All Iranian governments in the past few decades have struggled to create viable sources of entertainment for young people that comply with the country’s stringent legal, religious and moral framework, Shakur Pourhossein Shoghlan, a member of the Iranian Parliament’s Committee for Social Affairs, has said.
Mr. Shoghlan, who represents the city of Parsabad in the northwestern province of Ardabil, made those comments during an interview with the online outlet Didarnews on May 25.

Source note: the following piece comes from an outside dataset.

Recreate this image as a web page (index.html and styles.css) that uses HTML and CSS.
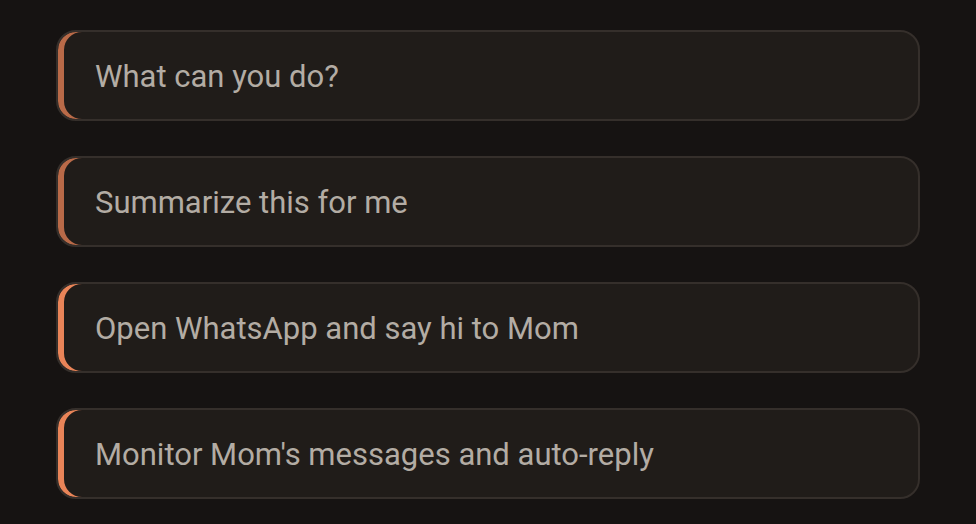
FILE: index.html
```html
<!DOCTYPE html>
<html>
<head>
<meta charset="utf-8">
<link rel="stylesheet" href="styles.css">
</head>
<body>
<div class="list">
  <div class="chip chip-dim">What can you do?</div>
  <div class="chip chip-dim">Summarize this for me</div>
  <div class="chip chip-bright">Open WhatsApp and say hi to Mom</div>
  <div class="chip chip-bright">Monitor Mom's messages and auto-reply</div>
</div>
</body>
</html>
```
FILE: styles.css
```css
html, body {
  margin: 0;
  padding: 0;
  background: #161312;
}
body {
  font-family: Roboto, "Noto Sans", sans-serif;
}
.list {
  display: flex;
  flex-direction: column;
  gap: 35px;
  padding: 30px 56px 0 56px;
}
.chip {
  height: 91px;
  box-sizing: border-box;
  display: flex;
  align-items: center;
  padding-left: 37px;
  padding-top: 1px;
  background: #201c19;
  border: 2px solid #352f2b;
  border-radius: 20px;
  box-shadow: inset 6px 0 0 #b96a48;
  color: #b3aca4;
  font-size: 31px;
}
.chip-bright {
  box-shadow: inset 6px 0 0 #e98458;
}
```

“There are many rigid laws and regulations in the country. For instance, there are no nightclubs in Iran. Also, stores must close at midnight to avoid paying hefty fines. In other countries, many shops and supermarkets stay open all night,” Shoghlan noted. “Even a street vendor cannot sell fruit juice after midnight in Iran. These strict regulations have negative financial and psychological impacts on society.”

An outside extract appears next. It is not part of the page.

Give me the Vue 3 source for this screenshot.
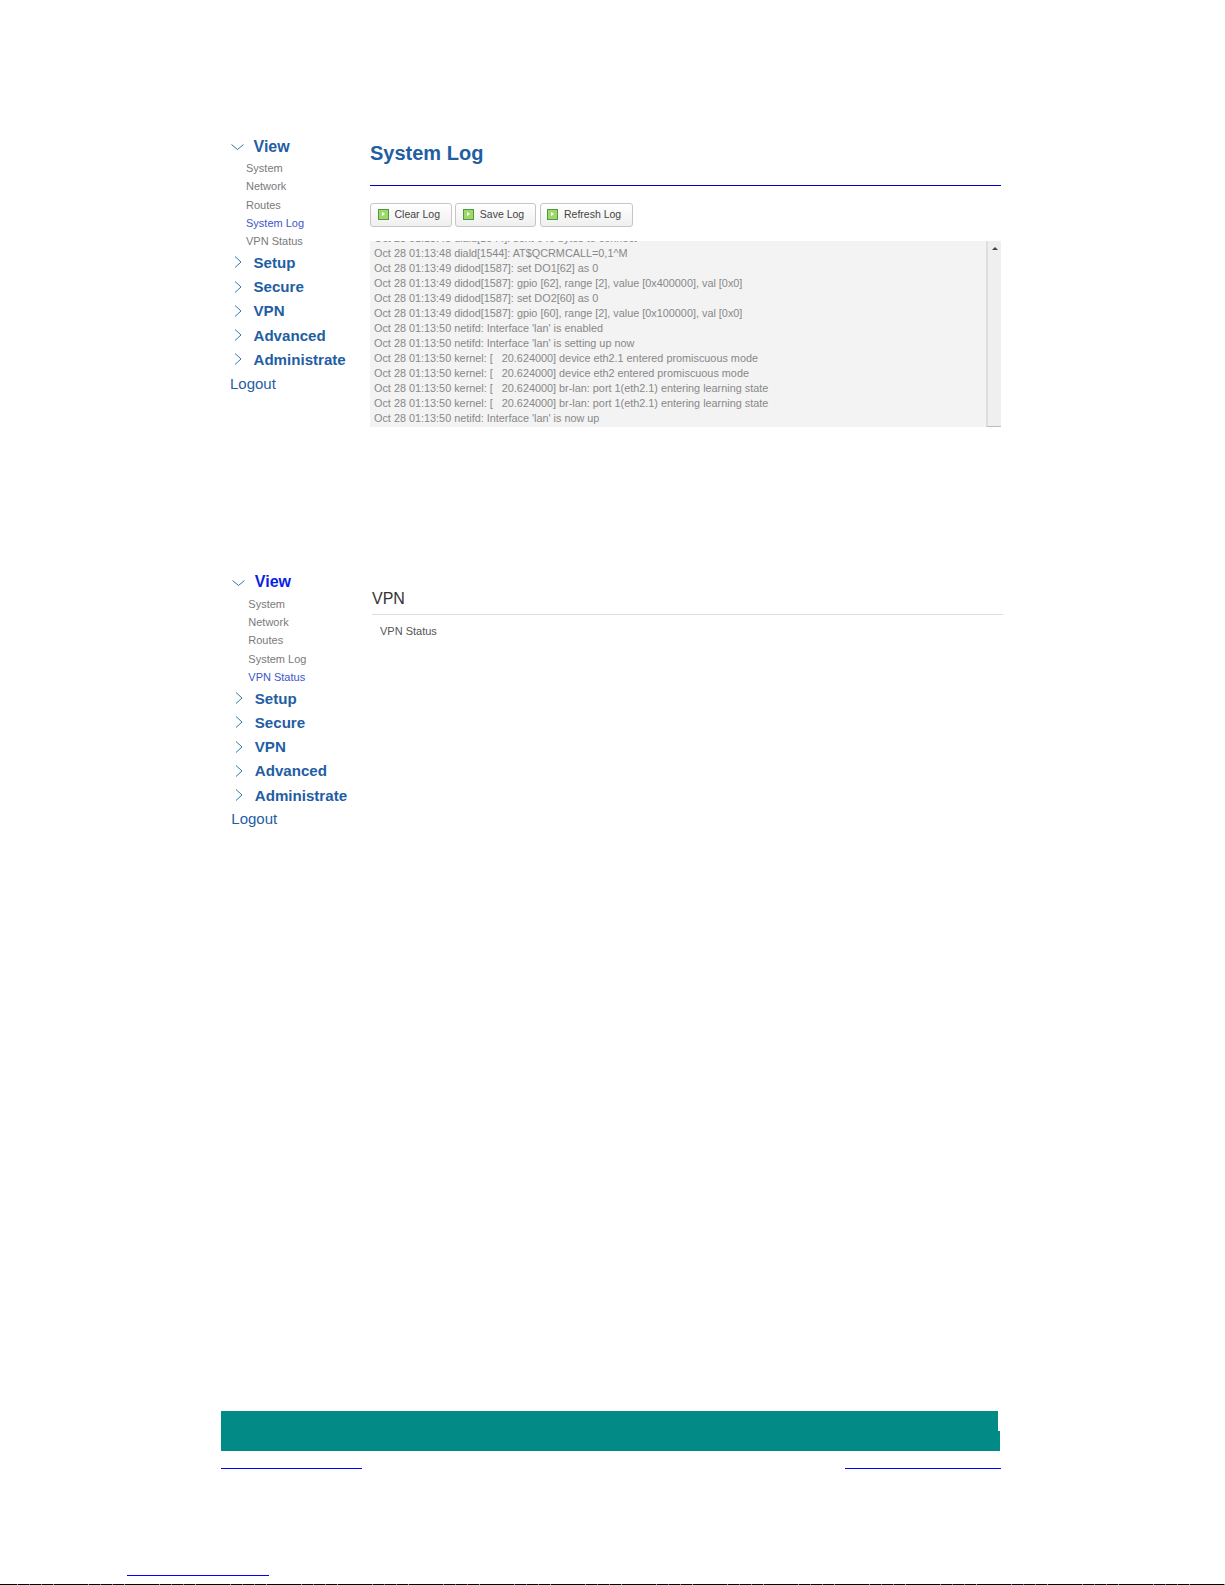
<script setup>
const items = ['System', 'Network', 'Routes', 'System Log', 'VPN Status']
const groups = ['Setup', 'Secure', 'VPN', 'Advanced', 'Administrate']
const buttons = ['Clear Log', 'Save Log', 'Refresh Log']
const logLines = [
  "Oct 28 01:13:48 diald[1544]: sent 646 bytes to connect",
  "Oct 28 01:13:48 diald[1544]: AT$QCRMCALL=0,1^M",
  "Oct 28 01:13:49 didod[1587]: set DO1[62] as 0",
  "Oct 28 01:13:49 didod[1587]: gpio [62], range [2], value [0x400000], val [0x0]",
  "Oct 28 01:13:49 didod[1587]: set DO2[60] as 0",
  "Oct 28 01:13:49 didod[1587]: gpio [60], range [2], value [0x100000], val [0x0]",
  "Oct 28 01:13:50 netifd: Interface 'lan' is enabled",
  "Oct 28 01:13:50 netifd: Interface 'lan' is setting up now",
  "Oct 28 01:13:50 kernel: [   20.624000] device eth2.1 entered promiscuous mode",
  "Oct 28 01:13:50 kernel: [   20.624000] device eth2 entered promiscuous mode",
  "Oct 28 01:13:50 kernel: [   20.624000] br-lan: port 1(eth2.1) entering learning state",
  "Oct 28 01:13:50 kernel: [   20.624000] br-lan: port 1(eth2.1) entering learning state",
  "Oct 28 01:13:50 netifd: Interface 'lan' is now up"
]
const screens = [
  { key: 'log', active: 'System Log', bright: false },
  { key: 'vpn', active: 'VPN Status', bright: true }
]
</script>

<template>
  <div class="page">
    <section v-for="s in screens" :key="s.key" class="screen" :class="'screen-' + s.key">
      <nav class="side">
        <div class="head">
          <svg class="chev" width="16" height="10" viewBox="0 0 16 10"><path d="M1.5 2.5 L7.5 7.5 L13.5 2.5" /></svg>
          <span class="head-label head-view" :class="{ bright: s.bright }">View</span>
        </div>
        <a v-for="i in items" :key="i" class="sub" :class="{ on: i === s.active }">{{ i }}</a>
        <div v-for="g in groups" :key="g" class="head">
          <svg class="chev" width="16" height="14" viewBox="0 0 16 14"><path d="M5 1.5 L11 7 L5 12.5" /></svg>
          <span class="head-label">{{ g }}</span>
        </div>
        <a class="logout">Logout</a>
      </nav>

      <main v-if="s.key === 'log'" class="main">
        <h1 class="title">System Log</h1>
        <div class="btns">
          <button v-for="b in buttons" :key="b" class="btn" type="button">
            <span class="ico"><span class="ico-arrow"></span></span>{{ b }}
          </button>
        </div>
        <div class="log">
          <div class="log-text">
            <div v-for="(l, n) in logLines" :key="n" class="log-line">{{ l }}</div>
          </div>
          <div class="scroll"><span class="scroll-up"></span></div>
        </div>
      </main>

      <main v-else class="main">
        <h2 class="vpn-title">VPN</h2>
        <p class="vpn-status">VPN Status</p>
      </main>
    </section>

    <div class="band">
      <div class="band-top"></div>
      <div class="band-bottom"></div>
    </div>
    <div class="links">
      <span class="link link-left"></span>
      <span class="link link-right"></span>
    </div>
    <div class="foot-link"></div>
    <div class="noise"></div>
  </div>
</template>

<style scoped>
.page {
  width: 1225px;
  height: 1585px;
  overflow: hidden;
  background: #fff;
  font-family: "Liberation Sans", Arial, sans-serif;
}
.screen { display: flex; box-sizing: border-box; }
.screen-log { padding: 135px 0 0 230px; height: 431px; }
.screen-vpn { padding: 139.7px 0 0 231.3px; height: 400px; }
.side { width: 140px; flex: none; display: flex; flex-direction: column; }
.screen-vpn .side { width: 140.7px; }
.screen-vpn .sub { padding-left: 17px; }
.head { display: flex; align-items: center; height: 24.27px; flex: none; }
.chev { width: 16px; flex: none; margin-right: 7.5px; overflow: visible; }
.chev path { fill: none; stroke: #2a7aa8; stroke-width: 1; }
.head-label { font-size: 15.1px; font-weight: bold; color: #1f5ea3; white-space: nowrap; }
.head-view { font-size: 16px; padding-bottom: 1px; }
.head-label.bright { color: #0a1fe8; }
.sub {
  display: block;
  height: 18.2px;
  line-height: 18.2px;
  flex: none;
  padding-left: 16px;
  font-size: 11px;
  color: #7a7a7a;
}
.sub.on { color: #3d55c8; }
.logout { font-size: 15px; line-height: 24.27px; color: #1f5ea3; }

.main { width: 631px; flex: none; }
.title {
  margin: 0;
  height: 50px;
  box-sizing: content-box;
  border-bottom: 1px solid #0000c8;
  font-size: 20px;
  line-height: 36px;
  font-weight: bold;
  color: #1f5ea3;
}
.btns { display: flex; gap: 3.3px; margin-top: 17px; }
.btn {
  display: flex;
  align-items: center;
  height: 24px;
  box-sizing: border-box;
  padding: 0 11px 2px 6.5px;
  border: 1px solid #c6c6c6;
  border-radius: 3px;
  background: linear-gradient(#fff, #efefef);
  font-family: inherit;
  font-size: 10.5px;
  color: #444;
}
.ico {
  width: 11px;
  height: 11px;
  margin-right: 6px;
  box-sizing: border-box;
  border: 1px solid #4f9a3c;
  background: #9fd86a;
  display: flex;
  align-items: center;
  justify-content: center;
}
.ico-arrow {
  width: 0;
  height: 0;
  border-left: 3px solid #fff;
  border-top: 2.5px solid transparent;
  border-bottom: 2.5px solid transparent;
}
.log {
  margin-top: 14px;
  height: 186px;
  display: flex;
  overflow: hidden;
  background: #f3f3f3;
}
.log-text {
  flex: 1;
  margin-top: -10.5px;
  padding-left: 4px;
  font-size: 10.85px;
  line-height: 15px;
  color: #888;
  white-space: pre;
}
.log-line { height: 15px; }
.scroll {
  width: 15px;
  flex: none;
  box-sizing: border-box;
  border-left: 2px solid #dedede;
  border-bottom: 1px solid #bbb;
  background: #efefef;
  display: flex;
  justify-content: center;
  padding-top: 6px;
}
.scroll-up {
  width: 0;
  height: 0;
  border-left: 3px solid transparent;
  border-right: 3px solid transparent;
  border-bottom: 3px solid #444;
}

.vpn-title {
  margin: 18.8px 0 0;
  height: 25px;
  border-bottom: 1px solid #ddd;
  font-size: 16px;
  line-height: 20px;
  font-weight: normal;
  color: #333;
}
.vpn-status {
  margin: 9px 0 0 8px;
  font-size: 11px;
  line-height: 15px;
  color: #555;
}

.band { margin: 580px 0 0 221px; width: 779px; height: 40px; }
.band-top { width: 777px; height: 20px; background: #028a87; }
.band-bottom { height: 20px; background: #028a87; }
.links {
  display: flex;
  justify-content: space-between;
  margin: 17px 0 0 221px;
  width: 780px;
}
.link { height: 1px; background: #0000ff; }
.link-left { width: 141px; }
.link-right { width: 156px; }
.foot-link { width: 142px; height: 1px; margin: 106px 0 0 127px; background: #0000ff; }
.noise {
  height: 1px;
  margin-top: 8px;
  background: repeating-linear-gradient(90deg,
    #000 0 17px, #3cb4c8 17px 18px, #000 18px 29px, #7a5ac8 29px 30px,
    #000 30px 41px, #c85a7a 41px 42px, #000 42px 53px, #5ac87a 53px 54px, #000 54px 71px);
}
</style>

“There should be a wide range of places where young people can go to channel their energy; otherwise they turn to drugs,” Shoghlan explained. “Congregating at shisha (hookah) lounges should not be the only form of leisure activity for Iranian youth.”

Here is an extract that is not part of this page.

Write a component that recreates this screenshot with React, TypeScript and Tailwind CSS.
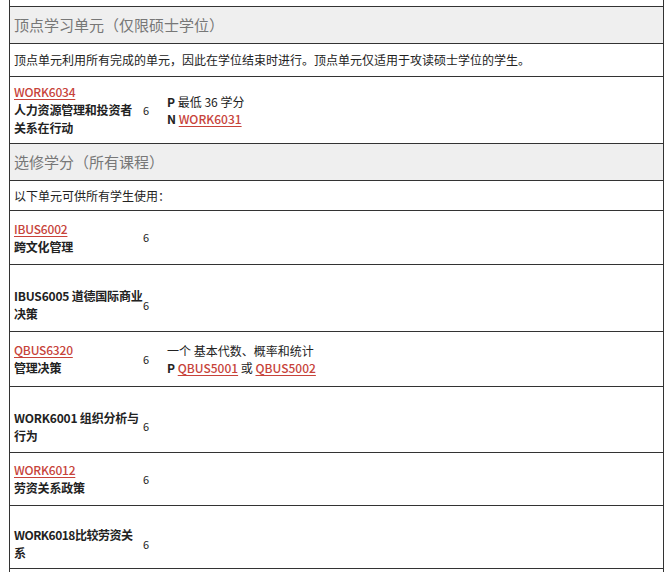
import React from "react";

const L = ({ c }: { c: string }) => (
  <a className="text-[#c7433a] underline decoration-[#c7433a] underline-offset-2 font-medium">{c}</a>
);

const Row = ({ h, a, b, c, pt = "" }: { h: string; a: React.ReactNode; b?: string; c?: React.ReactNode; pt?: string }) => (
  <div className={`flex items-center border-b border-[#333] ${h} ${pt}`}>
    <div className="w-[133px] pl-[4px] leading-[18px] tracking-[-0.2px]">{a}</div>
    <div className="w-[24px] text-[11px]">{b}</div>
    <div className="flex-1 leading-[17px]">{c}</div>
  </div>
);

export default function App() {
  return (
    <div className="w-[670px] h-[572px] overflow-hidden bg-white text-[12px] text-[#222]" style={{ fontFamily: '"Noto Sans CJK SC", "Noto Sans", sans-serif' }}>
      <div className="ml-[9px] w-[655px] border-x border-[#333]">
        <div className="h-[7px] border-b border-[#333]" />
        <div className="h-[37px] bg-[#efefef] border-b border-[#333] flex items-center pl-[4px] text-[15px] text-[#777]">顶点学习单元（仅限硕士学位）</div>
        <div className="h-[33px] border-b border-[#333] flex items-center pl-[4px]">顶点单元利用所有完成的单元，因此在学位结束时进行。顶点单元仅适用于攻读硕士学位的学生。</div>
        <Row h="h-[67px]" a={<><L c="WORK6034" /><div className="font-bold">人力资源管理和投资者关系在行动</div></>} b="6" c={<><div><b>P</b> 最低 36 学分</div><div><b>N</b> <L c="WORK6031" /></div></>} />
        <div className="h-[37px] bg-[#efefef] border-b border-[#333] flex items-center pl-[4px] text-[15px] text-[#777]">选修学分（所有课程）</div>
        <div className="h-[30px] border-b border-[#333] flex items-center pl-[4px]">以下单元可供所有学生使用：</div>
        <Row h="h-[54px]" a={<><L c="IBUS6002" /><div className="font-bold">跨文化管理</div></>} b="6" />
        <Row h="h-[67px]" pt="pt-[14px]" a={<div className="font-bold">IBUS6005 道德国际商业决策</div>} b="6" />
        <Row h="h-[55px]" a={<><L c="QBUS6320" /><div className="font-bold">管理决策</div></>} b="6" c={<><div>一个 基本代数、概率和统计</div><div><b>P</b> <L c="QBUS5001" /> 或 <L c="QBUS5002" /></div></>} />
        <Row h="h-[66px]" pt="pt-[14px]" a={<div className="font-bold">WORK6001 组织分析与行为</div>} b="6" />
        <Row h="h-[53px]" a={<><L c="WORK6012" /><div className="font-bold">劳资关系政策</div></>} b="6" />
        <Row h="h-[63px]" pt="pt-[14px]" a={<div className="font-bold tracking-[-0.5px]">WORK6018比较劳资关系</div>} b="6" />
        <div className="h-[20px]" />
      </div>
    </div>
  );
}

Shoghlan added: “Schools, universities, and the media can help create proper forms of recreational activities for young people. For example, the government can reduce the budget for some national holidays and invest that money in developing sports programs for young people. Such projects benefit everyone. For instance, stringent rules have made it next to impossible for musicians and comedians to get permits to perform in public.”
“Unemployment is a serious issue that has turned into a national crisis in the past few decades. Having good jobs gives young people the confidence to focus on their work, excel in life, get married and start a family,” Shoghlan noted. “Creating jobs, promoting sports, and developing recreational programs are the most effective methods that any government can use to battle drug use among its youth.”
Shoghlan pointed out: “Iran has a young population. The majority of those smoking cigarettes, shisha, and marijuana and using drugs are teenagers. A country’s real resource is its youth. Drug use can severely impact this national treasure. The government must find out what causes children 12 and 13 years old to use drugs.”
“Some countries restrict even the sale of ordinary painkillers. Saudi Arabia has tough laws regarding the trafficking, sale, and use of drugs,” Shoghlan added. “It is curious that Iran has failed to reduce drug use in the country despite imposing severe penalties including capital punishment on traffickers. The government must change its drug policy. It needs international cooperation in its fight against the trafficking of narcotics. It must stop the flow of drugs into the country at the country’s borders.”
Shoghlan said the country’s educational system and institutions must take a more active role in reducing and preventing drug use in schools.